▶ [Data records]:
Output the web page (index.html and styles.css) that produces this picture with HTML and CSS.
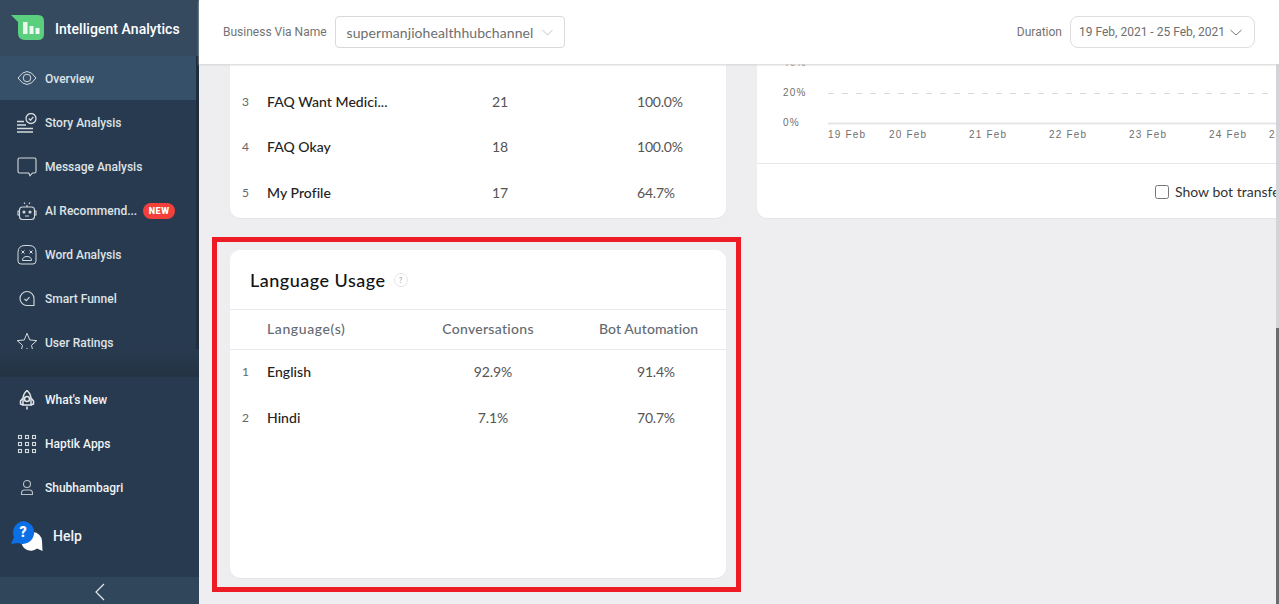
---
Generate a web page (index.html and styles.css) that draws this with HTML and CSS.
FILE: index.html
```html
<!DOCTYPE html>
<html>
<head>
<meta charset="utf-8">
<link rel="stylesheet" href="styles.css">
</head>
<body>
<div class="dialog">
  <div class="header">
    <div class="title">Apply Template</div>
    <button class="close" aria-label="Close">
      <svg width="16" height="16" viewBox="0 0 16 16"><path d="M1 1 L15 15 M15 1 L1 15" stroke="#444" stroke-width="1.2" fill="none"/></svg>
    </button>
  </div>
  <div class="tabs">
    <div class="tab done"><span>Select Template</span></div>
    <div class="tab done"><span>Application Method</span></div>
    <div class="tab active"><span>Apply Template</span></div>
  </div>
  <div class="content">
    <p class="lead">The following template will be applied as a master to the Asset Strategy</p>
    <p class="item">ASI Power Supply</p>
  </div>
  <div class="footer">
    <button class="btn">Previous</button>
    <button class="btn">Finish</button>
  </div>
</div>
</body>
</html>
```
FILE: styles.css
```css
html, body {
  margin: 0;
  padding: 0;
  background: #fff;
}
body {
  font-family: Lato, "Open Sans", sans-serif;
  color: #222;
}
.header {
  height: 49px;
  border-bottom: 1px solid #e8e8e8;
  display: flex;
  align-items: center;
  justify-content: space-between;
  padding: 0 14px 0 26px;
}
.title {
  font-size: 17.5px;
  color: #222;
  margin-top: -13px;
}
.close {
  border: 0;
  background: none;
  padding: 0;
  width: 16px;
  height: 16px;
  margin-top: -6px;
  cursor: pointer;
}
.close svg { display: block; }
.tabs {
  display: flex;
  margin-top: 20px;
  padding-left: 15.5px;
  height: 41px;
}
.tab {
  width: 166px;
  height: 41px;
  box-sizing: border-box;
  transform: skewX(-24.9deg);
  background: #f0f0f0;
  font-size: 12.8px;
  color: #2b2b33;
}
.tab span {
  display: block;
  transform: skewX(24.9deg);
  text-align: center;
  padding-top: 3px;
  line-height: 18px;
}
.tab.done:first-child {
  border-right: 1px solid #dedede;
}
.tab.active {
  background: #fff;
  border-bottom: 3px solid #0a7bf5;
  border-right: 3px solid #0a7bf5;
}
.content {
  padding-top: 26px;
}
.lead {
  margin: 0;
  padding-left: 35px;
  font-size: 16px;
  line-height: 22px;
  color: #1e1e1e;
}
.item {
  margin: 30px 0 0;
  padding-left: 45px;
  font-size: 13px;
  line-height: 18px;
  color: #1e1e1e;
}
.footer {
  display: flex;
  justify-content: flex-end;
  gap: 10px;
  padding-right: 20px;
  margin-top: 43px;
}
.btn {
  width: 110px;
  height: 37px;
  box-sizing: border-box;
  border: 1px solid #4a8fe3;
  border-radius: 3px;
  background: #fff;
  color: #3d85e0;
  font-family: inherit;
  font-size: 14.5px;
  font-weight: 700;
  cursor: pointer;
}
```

▶ [Do this]:
Pull out every line in the material above where "that" occurs.

▶ [The solution]:
Output the web page (index.html and styles.css) that produces this picture with HTML and CSS.
Generate a web page (index.html and styles.css) that draws this with HTML and CSS.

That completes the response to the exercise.